→ SET TASK: In the lines below, output everything from the first line through the line containing "<erp-app></erp-app>" exactly as it is. Pictures are not part of the output.

→ SUPPLIED MATERIAL:

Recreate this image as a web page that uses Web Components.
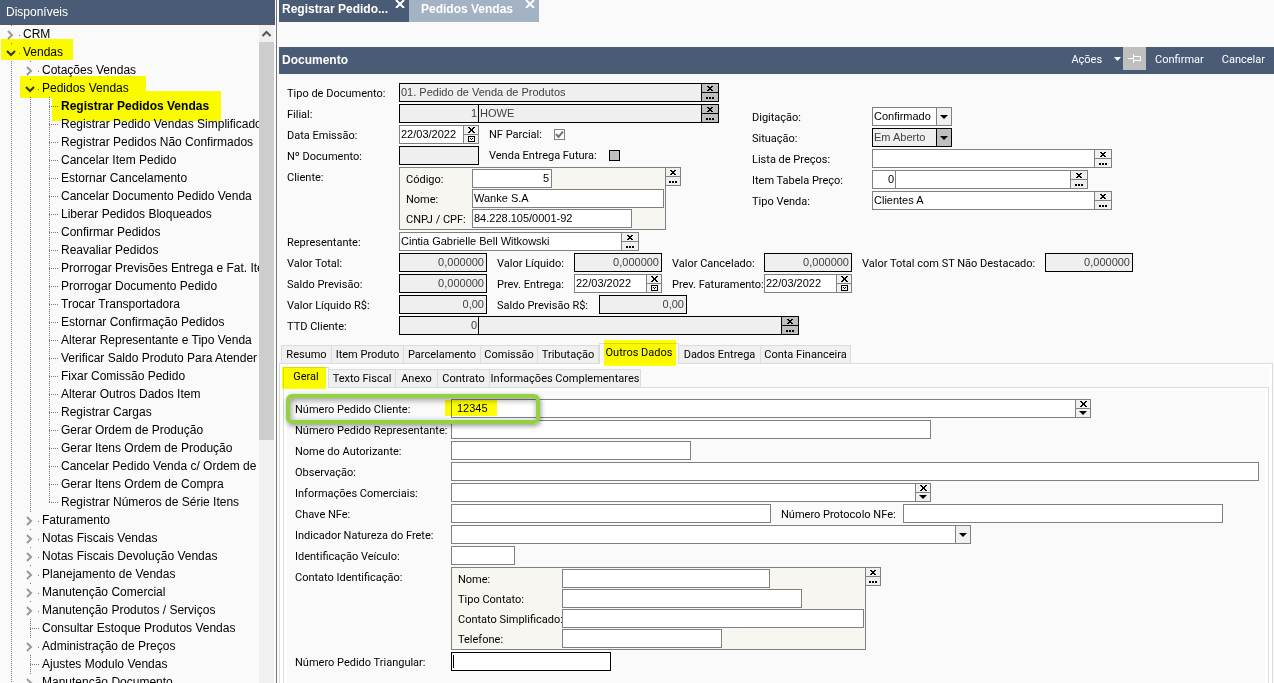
<!DOCTYPE html>
<html lang="pt-BR">
<head>
<meta charset="utf-8">
<title>Registrar Pedidos Vendas</title>
<style>
  :root {
    --navy: #4a5b75;
    --page: #fafafa;
    --line: #808080;
    --tab-line: #dcdcdc;
    --label-font: 11px "Roboto", sans-serif;
    --field-font: 11px "Liberation Sans", Arial, sans-serif;
    --tree-font: 12px "Liberation Sans", Arial, sans-serif;
  }
  body { margin: 0; background: var(--page); color: #000; font: var(--label-font); }
</style>
</head>
<body>
<erp-app></erp-app>

<script>
/* Base class: renders markup once into an open shadow root. */
class ErpElement extends HTMLElement {
  connectedCallback() {
    if (this.shadowRoot) return;
    const root = this.attachShadow({ mode: 'open' });
    root.innerHTML = '<style>*{box-sizing:border-box}' + this.styles() + '</style>' + this.markup();
  }
  attr(name, fallback = '') { return this.getAttribute(name) ?? fallback; }
  styles() { return ''; }
  markup() { return '<slot></slot>'; }
}

/* Yellow marker drawn over its host's content. mark="left top width height" */
const marker = (spec) => {
  if (!spec) return '';
  const [l, t, w, h] = spec.split(' ');
  return `<i class="mark" style="left:${l}px;top:${t}px;width:${w}px;height:${h}px"></i>`;
};
const MARK_CSS = '.mark{position:absolute;z-index:2;background:#ff0;mix-blend-mode:multiply;pointer-events:none}';

/* ---------- navigation tree ---------- */
class ErpTreeItem extends ErpElement {
  styles() {
    return `:host{display:block;position:relative;height:18px}
      a{display:flex;height:18px;line-height:18px;color:#000;text-decoration:none;white-space:nowrap;font:var(--tree-font);align-items:center}
      :host([current]) a{font-weight:bold}
      svg{flex:none;display:block}
      .g{stroke:#777;stroke-dasharray:1 1;fill:none;shape-rendering:crispEdges}
      .c{fill:none;stroke:#999;stroke-width:2}
      .o{stroke:#333}` + MARK_CSS;
  }
  markup() {
    const depth = +this.attr('depth', 0), kind = this.attr('kind', 'leaf');
    let g = '';
    for (let k = 0; k < depth; k++) g += `<path class="g" d="M${11.5 + 19 * k} 0V18"/>`;
    const x = 11 + 19 * depth;
    if (kind === 'leaf') {
      g += `<path class="g" d="M${x + .5} 0V${this.hasAttribute('last') ? 10 : 18}M${x} 9.5H${x + 9}"/>`;
    } else {
      g += `<path class="g" d="M${x + .5} 0v1M${x + 8} 10.5h1"/>`;
      g += kind === 'open'
        ? `<path class="c o" d="M${x - 4} 8l4 4 4-4"/>`
        : `<path class="c" d="M${x - 3} 6l4 4-4 4"/>`;
    }
    const w = 23 + 19 * depth;
    return `<a href="#"><svg width="${w}" height="18" aria-hidden="true">${g}</svg><slot></slot></a>` + marker(this.attr('mark'));
  }
}

class ErpSidebar extends ErpElement {
  styles() {
    return `:host{display:flex;flex-direction:column;width:277px;flex:none;border-right:1px solid #777;background:var(--page);overflow:hidden}
      header{height:25px;flex:none;background:var(--navy);border-bottom:1px solid #5c5552;margin-right:1px;color:#fff;font:var(--tree-font);line-height:25px;padding-left:6px}
      .body{display:flex;flex:1;min-height:0}
      nav{flex:1;min-width:0;overflow:hidden}
      .bar{width:15px;margin-right:2px;background:#f0f0f0;display:flex;flex-direction:column}
      .bar svg{display:block;flex:none}
      .thumb{height:398px;background:#cdcdcd}`;
  }
  markup() {
    return `<header>Disponíveis</header>
      <div class="body"><nav aria-label="Disponíveis"><slot></slot></nav>
      <div class="bar"><svg width="15" height="17"><path d="M3.500 11l4-4 4 4" fill="none" stroke="#555" stroke-width="2"/></svg><div class="thumb"></div></div></div>`;
  }
}

/* ---------- window tabs ---------- */
class ErpDocTab extends ErpElement {
  styles() {
    return `:host{display:flex;position:relative;width:130px;height:22px;background:#a3b3c4;color:#fff}
      :host([active]){background:var(--navy)}
      button{border:0;background:none;color:inherit;padding:0 0 4px;margin:0;font:bold 12px "Liberation Sans",Arial,sans-serif}
      .t{flex:1;text-align:left;padding-left:12px}
      :host([active]) .t{padding-left:3px}
      .x{width:18px;height:8px;padding:0;display:flex;justify-content:center}
      svg{display:block}`;
  }
  markup() {
    return `<button class="t"><slot></slot></button>
      <button class="x" aria-label="Fechar"><svg width="10" height="8"><path d="M1 0l8 8M9 0l-8 8" stroke="#fff" stroke-width="2"/></svg></button>`;
  }
}

/* ---------- document toolbar ---------- */
class ErpToolbar extends ErpElement {
  styles() {
    return `:host{display:flex;align-items:flex-start;height:27px;background:var(--navy);color:#fff}
      h1{flex:1;margin:0;padding-left:3px;font:bold 12px/27px "Liberation Sans",Arial,sans-serif}
      button{border:0;background:none;color:#fff;font:var(--label-font);height:24px;padding:0 9px;margin:0}
      .menu{display:flex;align-items:center;gap:12px;padding:0 2px 0 0}
      .pin{width:23px;height:23px;padding:0;background:#bfbfbf;display:flex;align-items:center;justify-content:center}
      .menu,.pin,.cmd{flex:none}`;
  }
  markup() {
    return `<h1>Documento</h1>
      <button class="menu">Ações<svg width="7" height="4"><path d="M0 0h7L3.500 4z" fill="#fff"/></svg></button>
      <button class="pin" aria-label="Fixar"><svg width="13" height="9" shape-rendering="crispEdges"><path d="M0 4.500h5M5.500 0v9M5 2.500h7.500v4H5" fill="none" stroke="#fff"/></svg></button>
      <button class="cmd">Confirmar</button><button class="cmd">Cancelar</button>`;
  }
}

/* ---------- small stacked buttons beside a field ---------- */
const GLYPHS = {
  clear: '<svg width="6" height="5" shape-rendering="crispEdges"><path d="M0 0h2v1h2V0h2v1H5v1H4v1h1v1h1v1H4V4H2v1H0V4h1V3h1V2H1V1H0z"/></svg>',
  cross: '<svg width="7" height="6" shape-rendering="crispEdges"><path d="M0 0h2v1H0zM5 0h2v1H5zM1 1h2v1H1zM4 1h2v1H4zM2 2h3v2H2zM1 4h2v1H1zM4 4h2v1H4zM0 5h2v1H0zM5 5h2v1H5z"/></svg>',
  more: '<svg width="8" height="4" shape-rendering="crispEdges"><path d="M0 2h2v2H0zM3 2h2v2H3zM6 2h2v2H6z"/></svg>',
  down: '<svg width="8" height="4"><path d="M0 0h8L4 4z"/></svg>',
  calendar: '<svg width="7" height="6" shape-rendering="crispEdges"><path d="M.5 .5h6v5h-6z" fill="none" stroke="#000"/><path d="M2 2h1v1H2zM4 2h1v1H4zM3 3h1v1H3z"/></svg>'
};
class ErpStack extends ErpElement {
  styles() {
    return `:host{display:grid;grid-template-rows:8px 8px;gap:1px;height:17px;background:var(--edge,var(--line))}
      button{display:flex;align-items:center;justify-content:center;border:0;margin:0;padding:0;background:var(--face,#f0f0f0);min-width:0}
      svg{display:block}`;
  }
  markup() {
    const [a, b] = this.attr('icons', 'clear more').split(' ');
    const names = { clear: 'Limpar', cross: 'Limpar', more: 'Pesquisar', down: 'Expandir', calendar: 'Calendário' };
    return `<button aria-label="${names[a]}">${GLYPHS[a]}</button><button aria-label="${names[b]}">${GLYPHS[b]}</button>`;
  }
}

/* ---------- labelled field ----------
   kind: plain | lookup | date | memo | select; lw: label width; w: box width */
class ErpField extends ErpElement {
  styles() {
    return `:host{display:flex;position:relative;height:19px;--edge:var(--line)}
      :host([locked]){--edge:#000;--face:#bfbfbf}
      :host([focused]){--edge:#000}
      label{flex:none;line-height:21px;white-space:nowrap}
      .box{display:flex;flex:0 1 auto;min-width:0;border:1px solid var(--edge);background:#fff}
      :host([locked]) .box{background:#efefef}
      input,select{border:0;outline:0;margin:0;padding:0 1px 2px;background:none;font:var(--field-font);color:#000;min-width:0;flex:1;height:17px;border-radius:0;appearance:none;opacity:1}
      :host([locked]) input,:host([locked]) select{color:#404048}
      :host([num]) input{text-align:right;padding-right:2px}
      .code{flex:none;text-align:right;border-right:1px solid var(--edge)}
      :host([focused]) input{background:linear-gradient(#000,#000) 1px 2px/1px 13px no-repeat}
      :host([inset]) input{padding-left:5px}
      .side{flex:none;border-left:1px solid var(--edge)}
      .arrow{width:15px;flex:none;display:flex;align-items:center;justify-content:center;border-left:1px solid var(--edge);background:var(--face,#f0f0f0);pointer-events:none}
      .callout{position:absolute;left:-9px;top:-5px;width:254px;height:30px;z-index:3;border:4px solid #92d13f;border-radius:6px;box-shadow:1px 2px 5px rgba(0,0,0,.4),inset 1px 2px 6px rgba(0,0,0,.4);pointer-events:none}` + MARK_CSS;
  }
  markup() {
    const kind = this.attr('kind', 'plain'), locked = this.hasAttribute('locked');
    const value = this.attr('value'), text = this.attr('label');
    const icons = { lookup: 'clear more', date: 'cross calendar', memo: 'cross down' }[kind];
    const width = kind === 'lookup' ? 17 : 15;
    let inner = '';
    if (this.hasAttribute('code'))
      inner += `<input class="code" aria-label="${text} código" value="${this.attr('code')}" style="width:${this.attr('cw')}px" ${locked ? 'readonly' : ''}>`;
    inner += kind === 'select'
      ? `<select id="f" ${locked ? 'disabled' : ''}><option>${value}</option></select><span class="arrow">${GLYPHS.down}</span>`
      : `<input id="f" value="${value}" ${locked ? 'readonly' : ''}>`;
    if (icons) inner += `<erp-stack class="side" icons="${icons}" style="width:${width}px"></erp-stack>`;
    return `<label for="f" style="width:${this.attr('lw')}px">${text}</label><div class="box" style="width:${this.attr('w')}px">${inner}</div>`
      + marker(this.attr('mark')) + (this.hasAttribute('callout') ? '<i class="callout"></i>' : '');
  }
}

class ErpCheck extends ErpElement {
  styles() {
    return `:host{display:flex;align-items:center;height:19px}
      label{line-height:21px;white-space:nowrap}
      input{appearance:none;width:11px;height:11px;margin:0;border:1px solid var(--line);background:#fff}
      input:checked{background:#fff url("data:image/svg+xml,%3Csvg xmlns='http://www.w3.org/2000/svg' width='9' height='9'%3E%3Cpath d='M1 4l2.500 3L8 1.500' fill='none' stroke='%23777' stroke-width='2'/%3E%3C/svg%3E")}
      input:disabled{border-color:#000;background:#bfbfbf}`;
  }
  markup() {
    return `<label for="c" style="width:${this.attr('lw')}px">${this.attr('label')}</label>
      <input id="c" type="checkbox" ${this.hasAttribute('checked') ? 'checked' : ''} ${this.hasAttribute('locked') ? 'disabled' : ''}>`;
  }
}

/* Framed group of fields with its own buttons at the right */
class ErpGroup extends ErpElement {
  styles() {
    return `:host{display:flex;align-items:flex-start}
      .name{flex:none;line-height:22px}
      .panel{display:flex;flex-direction:column;gap:1px;border:1px solid var(--line);background:#f7f6f1;padding:1px 1px 1px 6px}
      .btns{border:1px solid var(--line);border-left:0;width:15px}`;
  }
  markup() {
    return `<span class="name" style="width:${this.attr('lw')}px">${this.attr('label')}</span>
      <div class="panel" role="group" aria-label="${this.attr('label')}" style="width:${this.attr('w')}px"><slot></slot></div>
      <div class="btns"><erp-stack></erp-stack></div>`;
  }
}

/* Row and column helpers */
class ErpRow extends ErpElement {
  styles() { return ':host{display:flex;gap:10px}'; }
}
class ErpCol extends ErpElement {
  styles() { return ':host{display:flex;flex-direction:column;gap:2px}'; }
}

/* ---------- tab strip with a framed pane ---------- */
class ErpTab extends ErpElement {
  styles() {
    return `:host{display:block;position:relative;height:18px;flex:none}
      button{display:block;width:100%;height:100%;margin:0;padding:0;border:1px solid var(--tab-line);border-left-width:0;border-bottom:0;background:#f0f0f0;font:var(--label-font);color:#000;text-align:center;white-space:nowrap}
      :host([first]) button{border-left-width:1px}
      :host([active]){height:21px;margin-bottom:-1px;z-index:1}
      :host([active]) button{background:var(--page);border-left-width:1px;padding-bottom:3px}` + MARK_CSS;
  }
  markup() {
    this.style.width = this.attr('w') + 'px';
    return `<button role="tab" aria-selected="${this.hasAttribute('active')}"><slot></slot></button>` + marker(this.attr('mark'));
  }
}
class ErpTabs extends ErpElement {
  styles() {
    return `:host{display:flex;flex-direction:column;flex:1;min-height:0}
      .strip{display:flex;align-items:flex-end;height:20px;flex:none;padding-left:var(--strip-start,0)}
      .pane{flex:1;min-height:0;display:flex;flex-direction:column;border:1px solid var(--tab-line);border-bottom:0;box-shadow:inset 3px 0 #fff,inset -3px 0 #fff,inset 0 3px #fff;padding:var(--pane-pad,3px 3px 0)}`;
  }
  markup() {
    return '<div class="strip" role="tablist"><slot name="tab"></slot></div><div class="pane" role="tabpanel"><slot></slot></div>';
  }
}

/* ---------- order form ---------- */
class ErpOrderForm extends ErpElement {
  styles() {
    return `:host{display:flex;flex-direction:column;flex:1;min-height:0}
      .head{padding:9px 8px 8px;display:flex;flex-direction:column;gap:2px}
      .top{display:flex;gap:33px}
      .left{width:432px;flex:none}
      .right{padding-top:24px}
      .outer{--strip-start:2px;margin-right:1px}
      .inner{--strip-start:0px;--pane-pad:11px 8px 0 11px}`;
  }
  markup() {
    return `<div class="head">
      <div class="top">
        <erp-col class="left">
          <erp-field kind="lookup" label="Tipo de Documento:" lw="112" w="320" value="01. Pedido de Venda de Produtos" locked></erp-field>
          <erp-field kind="lookup" label="Filial:" lw="112" w="320" code="1" cw="79" value="HOWE" locked></erp-field>
          <erp-row><erp-field kind="date" label="Data Emissão:" lw="112" w="80" value="22/03/2022"></erp-field><erp-check label="NF Parcial:" lw="65" checked></erp-check></erp-row>
          <erp-row><erp-field label="Nº Documento:" lw="112" w="80" locked></erp-field><erp-check label="Venda Entrega Futura:" lw="120" locked></erp-check></erp-row>
          <erp-group label="Cliente:" lw="112" w="267">
            <erp-field label="Código:" lw="66" w="80" value="5" num></erp-field>
            <erp-field label="Nome:" lw="66" w="192" value="Wanke S.A"></erp-field>
            <erp-field label="CNPJ / CPF:" lw="66" w="160" value="84.228.105/0001-92"></erp-field>
          </erp-group>
        </erp-col>
        <erp-col class="right">
          <erp-field kind="select" label="Digitação:" lw="120" w="80" value="Confirmado"></erp-field>
          <erp-field kind="select" label="Situação:" lw="120" w="80" value="Em Aberto" locked></erp-field>
          <erp-field kind="lookup" label="Lista de Preços:" lw="120" w="240"></erp-field>
          <erp-field kind="lookup" label="Item Tabela Preço:" lw="120" w="216" code="0" cw="23"></erp-field>
          <erp-field kind="lookup" label="Tipo Venda:" lw="120" w="240" value="Clientes A"></erp-field>
        </erp-col>
      </div>
      <erp-field kind="lookup" label="Representante:" lw="112" w="240" value="Cintia Gabrielle Bell Witkowski"></erp-field>
      <erp-row>
        <erp-field label="Valor Total:" lw="112" w="88" value="0,000000" num locked></erp-field>
        <erp-field label="Valor Líquido:" lw="77" w="88" value="0,000000" num locked></erp-field>
        <erp-field label="Valor Cancelado:" lw="92" w="88" value="0,000000" num locked></erp-field>
        <erp-field label="Valor Total com ST Não Destacado:" lw="183" w="88" value="0,000000" num locked></erp-field>
      </erp-row>
      <erp-row>
        <erp-field label="Saldo Previsão:" lw="112" w="88" value="0,000000" num locked></erp-field>
        <erp-field kind="date" label="Prev. Entrega:" lw="77" w="88" value="22/03/2022"></erp-field>
        <erp-field kind="date" label="Prev. Faturamento:" lw="92" w="88" value="22/03/2022"></erp-field>
      </erp-row>
      <erp-row>
        <erp-field label="Valor Líquido R$:" lw="112" w="88" value="0,00" num locked></erp-field>
        <erp-field label="Saldo Previsão R$:" lw="102" w="88" value="0,00" num locked></erp-field>
      </erp-row>
      <erp-field kind="lookup" label="TTD Cliente:" lw="112" w="400" code="0" cw="79" locked></erp-field>
    </div>
    <erp-tabs class="outer">
      <erp-tab slot="tab" w="51" first>Resumo</erp-tab>
      <erp-tab slot="tab" w="72">Item Produto</erp-tab>
      <erp-tab slot="tab" w="77">Parcelamento</erp-tab>
      <erp-tab slot="tab" w="57">Comissão</erp-tab>
      <erp-tab slot="tab" w="61">Tributação</erp-tab>
      <erp-tab slot="tab" w="80" active mark="5 -3 72 26">Outros Dados</erp-tab>
      <erp-tab slot="tab" w="82">Dados Entrega</erp-tab>
      <erp-tab slot="tab" w="90">Conta Financeira</erp-tab>
      <erp-tabs class="inner">
        <erp-tab slot="tab" w="46" active mark="-1 0 44 22">Geral</erp-tab>
        <erp-tab slot="tab" w="67">Texto Fiscal</erp-tab>
        <erp-tab slot="tab" w="42">Anexo</erp-tab>
        <erp-tab slot="tab" w="52">Contrato</erp-tab>
        <erp-tab slot="tab" w="151">Informações Complementares</erp-tab>
        <erp-col>
          <erp-field kind="memo" label="Número Pedido Cliente:" lw="156" w="640" value="12345" inset callout mark="150 1 52 16"></erp-field>
          <erp-field label="Número Pedido Representante:" lw="156" w="480"></erp-field>
          <erp-field label="Nome do Autorizante:" lw="156" w="240"></erp-field>
          <erp-field label="Observação:" lw="156" w="808"></erp-field>
          <erp-field kind="memo" label="Informações Comerciais:" lw="156" w="480"></erp-field>
          <erp-row>
            <erp-field label="Chave NFe:" lw="156" w="320"></erp-field>
            <erp-field label="Número Protocolo NFe:" lw="122" w="320"></erp-field>
          </erp-row>
          <erp-field kind="select" label="Indicador Natureza do Frete:" lw="156" w="520"></erp-field>
          <erp-field label="Identificação Veículo:" lw="156" w="64"></erp-field>
          <erp-group label="Contato Identificação:" lw="156" w="415">
            <erp-field label="Nome:" lw="104" w="208"></erp-field>
            <erp-field label="Tipo Contato:" lw="104" w="240"></erp-field>
            <erp-field label="Contato Simplificado:" lw="104" w="302"></erp-field>
            <erp-field label="Telefone:" lw="104" w="160"></erp-field>
          </erp-group>
          <erp-field label="Número Pedido Triangular:" lw="156" w="160" focused></erp-field>
        </erp-col>
      </erp-tabs>
    </erp-tabs>`;
  }
}

/* ---------- application shell ---------- */
const TREE = [
  [0, 'closed', 'CRM'],
  [0, 'open', 'Vendas', '1 -4 72 21'],
  [1, 'closed', 'Cotações Vendas'],
  [1, 'open', 'Pedidos Vendas', '20 -3 126 22'],
  [2, 'leaf', 'Registrar Pedidos Vendas', '52 -6 169 30'],
  ...['Registrar Pedido Vendas Simplificado', 'Registrar Pedidos Não Confirmados', 'Cancelar Item Pedido',
    'Estornar Cancelamento', 'Cancelar Documento Pedido Venda', 'Liberar Pedidos Bloqueados', 'Confirmar Pedidos',
    'Reavaliar Pedidos', 'Prorrogar Previsões Entrega e Fat. Item', 'Prorrogar Documento Pedido', 'Trocar Transportadora',
    'Estornar Confirmação Pedidos', 'Alterar Representante e Tipo Venda', 'Verificar Saldo Produto Para Atender',
    'Fixar Comissão Pedido', 'Alterar Outros Dados Item', 'Registrar Cargas', 'Gerar Ordem de Produção',
    'Gerar Itens Ordem de Produção', 'Cancelar Pedido Venda c/ Ordem de', 'Gerar Itens Ordem de Compra',
    'Registrar Números de Série Itens'].map(t => [2, 'leaf', t]),
  ...['Faturamento', 'Notas Fiscais Vendas', 'Notas Fiscais Devolução Vendas', 'Planejamento de Vendas',
    'Manutenção Comercial', 'Manutenção Produtos / Serviços'].map(t => [1, 'closed', t]),
  [1, 'leaf', 'Consultar Estoque Produtos Vendas'],
  [1, 'closed', 'Administração de Preços'],
  [1, 'leaf', 'Ajustes Modulo Vendas'],
  [1, 'closed', 'Manutenção Documento']
];
class ErpApp extends ErpElement {
  styles() {
    return `:host{display:flex;height:100vh;overflow:hidden}
      main{flex:1;min-width:0;display:flex;flex-direction:column;padding-left:2px}
      .windows{display:flex;height:22px;flex:none;margin-bottom:25px}
      erp-toolbar{flex:none}`;
  }
  markup() {
    const items = TREE.map(([depth, kind, text, mark], i) => {
      const last = depth === 2 && TREE[i + 1][0] < 2;
      return `<erp-tree-item depth="${depth}" kind="${kind}" ${mark ? `mark="${mark}"` : ''} ${text === 'Registrar Pedidos Vendas' ? 'current' : ''} ${last ? 'last' : ''}>${text}</erp-tree-item>`;
    }).join('');
    return `<erp-sidebar>${items}</erp-sidebar>
      <main>
        <div class="windows"><erp-doc-tab active>Registrar Pedido...</erp-doc-tab><erp-doc-tab>Pedidos Vendas</erp-doc-tab></div>
        <erp-toolbar></erp-toolbar>
        <erp-order-form></erp-order-form>
      </main>`;
  }
}

customElements.define('erp-tree-item', ErpTreeItem);
customElements.define('erp-sidebar', ErpSidebar);
customElements.define('erp-doc-tab', ErpDocTab);
customElements.define('erp-toolbar', ErpToolbar);
customElements.define('erp-stack', ErpStack);
customElements.define('erp-field', ErpField);
customElements.define('erp-check', ErpCheck);
customElements.define('erp-group', ErpGroup);
customElements.define('erp-row', ErpRow);
customElements.define('erp-col', ErpCol);
customElements.define('erp-tab', ErpTab);
customElements.define('erp-tabs', ErpTabs);
customElements.define('erp-order-form', ErpOrderForm);
customElements.define('erp-app', ErpApp);
</script>
</body>
</html>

→ RESULT OF THIS EXERCISE:
Recreate this image as a web page that uses Web Components.
<!DOCTYPE html>
<html lang="pt-BR">
<head>
<meta charset="utf-8">
<title>Registrar Pedidos Vendas</title>
<style>
  :root {
    --navy: #4a5b75;
    --page: #fafafa;
    --line: #808080;
    --tab-line: #dcdcdc;
    --label-font: 11px "Roboto", sans-serif;
    --field-font: 11px "Liberation Sans", Arial, sans-serif;
    --tree-font: 12px "Liberation Sans", Arial, sans-serif;
  }
  body { margin: 0; background: var(--page); color: #000; font: var(--label-font); }
</style>
</head>
<body>
<erp-app></erp-app>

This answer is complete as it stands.